Exemptions to the IOSS
- For consignments of value up to 150 € there will also be an option to delay payment of import VAT and transfer the VAT collection obligation to the postal operator. In this case the IOSS is not used and the postal operator must collect and report VAT on their monthly return. This prevents the seller from having to pay the import VAT immediately ‘at the border’. This scheme is subject to a number of conditions.
- For consignments of value over 150 € that are sent from a location outside of the EU, the EU buyer will be required to settle the import VAT and, if applicable, customs duties. There are no obligations here for the seller.
Special provisions will be introduced whereby a business facilitating supplies through the use of an online electronic interface (EI) is deemed for VAT purposes to have received and supplied the goods themselves (“deemed supplier”).

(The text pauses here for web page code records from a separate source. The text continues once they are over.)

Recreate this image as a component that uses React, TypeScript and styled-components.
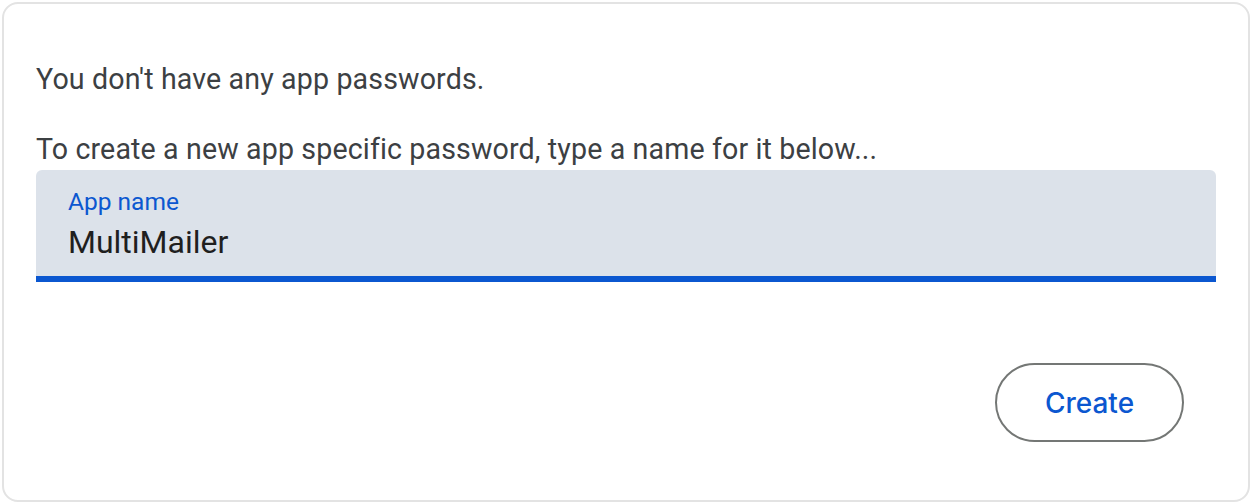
import React from 'react';
import styled, { createGlobalStyle } from 'styled-components';

const GlobalStyle = createGlobalStyle`
  html, body {
    margin: 0;
    padding: 0;
    background: #ffffff;
  }
  body {
    font-family: Roboto, "Liberation Sans", sans-serif;
  }
`;

const Page = styled.div`
  width: 1252px;
  height: 504px;
  padding: 2px;
  box-sizing: border-box;
`;

const Card = styled.section`
  height: 100%;
  box-sizing: border-box;
  border: 2px solid #e3e3e3;
  border-radius: 16px;
  padding: 55px 32px 0 32px;
  display: flex;
  flex-direction: column;
`;

const Message = styled.p`
  margin: 0;
  font-size: 28.6px;
  line-height: 40px;
  letter-spacing: 0.13px;
  color: #3c4043;
`;

const Spacer = styled.div`
  height: 30px;
`;

const Field = styled.label`
  display: flex;
  flex-direction: column;
  height: 112px;
  margin-top: 1px;
  box-sizing: border-box;
  background: #dce2ea;
  border-radius: 6px 6px 0 0;
  border-bottom: 6px solid #0b57d0;
  padding: 18px 32px 0 32px;
`;

const FieldLabel = styled.span`
  font-size: 24.5px;
  line-height: 28px;
  color: #0b57d0;
`;

const FieldInput = styled.input`
  border: none;
  background: transparent;
  outline: none;
  padding: 0;
  margin-top: 8px;
  font-family: Roboto, "Liberation Sans", sans-serif;
  font-size: 32px;
  line-height: 36px;
  color: #1f1f1f;
`;

const Actions = styled.div`
  display: flex;
  justify-content: flex-end;
  padding: 81px 32px 0 0;
`;

const OutlineButton = styled.button`
  width: 189px;
  height: 79px;
  border: 2px solid #747775;
  border-radius: 40px;
  background: #ffffff;
  color: #0b57d0;
  font-family: Inter, Roboto, sans-serif;
  font-size: 28px;
  font-weight: 500;
  cursor: pointer;
`;

export default function App() {
  return (
    <Page>
      <GlobalStyle />
      <Card>
        <Message>You don't have any app passwords.</Message>
        <Spacer />
        <Message>To create a new app specific password, type a name for it below...</Message>
        <Field>
          <FieldLabel>App name</FieldLabel>
          <FieldInput defaultValue="MultiMailer" />
        </Field>
        <Actions>
          <OutlineButton>Create</OutlineButton>
        </Actions>
      </Card>
    </Page>
  );
}
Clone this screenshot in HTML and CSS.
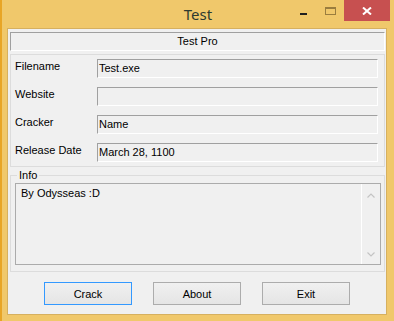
FILE: index.html
```html
<!DOCTYPE html>
<html lang="en">
<head>
    <meta charset="UTF-8">
    <meta name="viewport" content="width=device-width, initial-scale=1.0">
    <title>Test</title>
    <link rel="stylesheet" href="styles.css">
</head>
<body>
    <div class="window">
        <div class="titlebar">
            <span></span>
            <span class="title">Test</span>
            <div class="controls">
                <span class="ctl ctl-min"><span class="dash"></span></span>
                <span class="ctl ctl-max"><span class="square"></span></span>
                <span class="ctl ctl-close">
                    <svg width="10" height="8" viewBox="0 0 10 8">
                        <path d="M1 0.5 L9 7.5 M9 0.5 L1 7.5" stroke="#fff" stroke-width="2" fill="none"/>
                    </svg>
                </span>
            </div>
        </div>
        <div class="client">
            <div class="header-box">Test Pro</div>
            <fieldset class="group details">
                <div class="row">
                    <label for="filename">Filename</label>
                    <div class="field" id="filename">Test.exe</div>
                </div>
                <div class="row">
                    <label for="website">Website</label>
                    <div class="field" id="website"></div>
                </div>
                <div class="row">
                    <label for="cracker">Cracker</label>
                    <div class="field" id="cracker">Name</div>
                </div>
                <div class="row">
                    <label for="releaseDate">Release Date</label>
                    <div class="field" id="releaseDate">March 28, 1100</div>
                </div>
            </fieldset>
            <fieldset class="group info">
                <legend>Info</legend>
                <div class="memo">
                    <div class="memo-text">By Odysseas :D</div>
                    <div class="scrollbar">
                        <svg width="8" height="5" viewBox="0 0 8 5"><path d="M0.5 4.5 L4 1 L7.5 4.5" stroke="#c4c4c4" stroke-width="1.2" fill="none"/></svg>
                        <svg width="8" height="5" viewBox="0 0 8 5"><path d="M0.5 0.5 L4 4 L7.5 0.5" stroke="#c4c4c4" stroke-width="1.2" fill="none"/></svg>
                    </div>
                </div>
            </fieldset>
            <div class="buttons">
                <button class="default">Crack</button>
                <button class="about">About</button>
                <button class="exit">Exit</button>
            </div>
        </div>
    </div>
</body>
</html>
```

FILE: styles.css
```css
body {
    margin: 0;
    padding: 0;
    font-family: 'Liberation Sans', Arial, sans-serif;
    font-size: 11px;
    color: #000;
}

.window {
    width: 394px;
    height: 321px;
    box-sizing: border-box;
    display: flex;
    flex-direction: column;
    background-color: #f0c86b;
    border-left: 2px solid #e8a526;
}

.titlebar {
    height: 28px;
    display: grid;
    grid-template-columns: 1fr auto 1fr;
    flex-shrink: 0;
}

.title {
    font-family: 'Noto Sans', sans-serif;
    font-size: 15px;
    line-height: 28px;
    color: #2d3a30;
}

.controls {
    justify-self: end;
    display: flex;
    align-items: flex-start;
    margin-right: 4px;
}

.ctl {
    display: flex;
    justify-content: center;
    height: 21px;
    box-sizing: border-box;
}

.ctl-min {
    width: 27px;
    padding-top: 13px;
}

.ctl-min .dash {
    width: 7px;
    height: 2px;
    background-color: #1f1f1f;
}

.ctl-max {
    width: 27px;
    padding-top: 7px;
}

.ctl-max .square {
    width: 11px;
    height: 8px;
    box-sizing: border-box;
    border: 1px solid #9a7d3e;
    border-top-width: 2px;
}

.ctl-close {
    width: 46px;
    align-items: center;
    background-color: #c75050;
}

.client {
    flex: 1;
    margin: 0 7px 6px 5px;
    border: 1px solid #d6b05f;
    background-color: #f0f0f0;
    padding: 3px 1px 0 2px;
    display: flex;
    flex-direction: column;
}

.header-box {
    height: 19px;
    box-sizing: border-box;
    border-top: 1px solid #a0a0a0;
    border-left: 1px solid #a0a0a0;
    border-bottom: 1px solid #fff;
    border-right: 1px solid #fff;
    text-align: center;
    line-height: 17px;
}

.group {
    margin: 0;
    min-inline-size: 0;
    border: 1px solid #dcdcdc;
}

.details {
    margin-top: 3px;
    padding: 4px 0 4px 4px;
    display: flex;
    flex-direction: column;
    gap: 9px;
}

.row {
    display: flex;
    align-items: flex-start;
    height: 19px;
}

.row label {
    width: 82px;
    line-height: 15px;
}

.field {
    width: 281px;
    height: 19px;
    box-sizing: border-box;
    border-top: 1px solid #a0a0a0;
    border-left: 1px solid #a0a0a0;
    border-bottom: 1px solid #fff;
    border-right: 1px solid #fff;
    padding-left: 1px;
    line-height: 17px;
}

.info {
    margin-top: 2px;
    padding: 1px 3px 6px 4px;
}

.info legend {
    padding: 0 2px;
    margin-left: 2px;
    line-height: 13px;
}

.memo {
    height: 82px;
    box-sizing: border-box;
    border: 1px solid #ababab;
    display: flex;
}

.memo-text {
    flex: 1;
    padding: 3px 0 0 5px;
    line-height: 13px;
}

.scrollbar {
    width: 18px;
    border-left: 1px solid #fff;
    display: flex;
    flex-direction: column;
    justify-content: space-between;
    align-items: center;
    padding: 9px 0 7px;
}

.buttons {
    margin-top: 10px;
    padding-left: 34px;
    display: flex;
    gap: 21px;
}

button {
    width: 88px;
    height: 23px;
    border: 1px solid #acacac;
    background: linear-gradient(#f0f0f0, #e5e5e5);
    font-family: 'Liberation Sans', Arial, sans-serif;
    font-size: 11px;
    color: #000;
    padding: 0;
}

button.default {
    border-color: #3399ff;
}
```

Deemed supplier – the taxable person who is deemed to receive the goods from the underlying supplier and to supply the goods to the final consumer.
As an Electronic interface we can encompass a:
- application program interface (API)
Therefore marketplaces such as Amazon will be required to account for VAT instead of the distance seller in many cases.
At the same time, new record-keeping requirements will be introduced for businesses facilitating supplies of goods and services through the use of an electronic interface, including where the electronic interface is not a deemed supplier.
How can you prepare your business for the new VAT Changes in 2021?
With the UK leaving the EU, the global pandemic that has had a great impact on VAT, and the new changes that are set to take place in July 2021 it is going to be an eventful year regarding Indirect Taxes. All eCommerce sellers need to adapt and prepare to the new rules.
The changes mentioned above entail further intricacies and each eCommerce seller will be impacted on a different level depending on many factors. It is imperative that each organization is ready for these changes and we suggest that businesses consult a VAT compliance specialist in order to make sure that they are ahead of the changes and their business continues to run smoothly with no interruptions.
To stay ahead of these changes eCommerce businesses should:
- Investigate if they are in need of an EORI registration in Europe or Great Britain.
- Assess their eligibility for the Import One Stop Shop or register for another simplification mechanism if they qualify for this service.
- Update their ERP systems to be in accordance with the new changes starting July 2021.
- Be proactive and act now in case of a VAT registration or deregistration since delays are likely to occur after July 1st and this can translate to delays at the border and further unnecessary costs for businesses.
- Consult their local compliance office for a more detailed assessment of their VAT needs and compliance.
VAT regulations are subject to frequent changes. In order for eCommerce sellers to optimize their VAT process management they will require a combination of in-depth indirect tax expertise along with timely and accurate reporting. There are companies specializing in VAT, such as Global VAT Compliance, that can provide you a full VAT assessment, VAT registration and reporting in every jurisdiction globally so that you can focus on your expanding online business.
2021 undoubtedly started with some major changes as VAT and eCommerce were directly affected by Brexit. The pandemic still affects many aspects of eCommerce one of which is VAT and there are still changes to come after July 1st. The intricacies of the indirect tax landscape require expertise and we suggest that all eCommerce businesses, Amazon related or not, protect themselves by assigning their VAT related obligations to a dedicated VAT compliance specialist.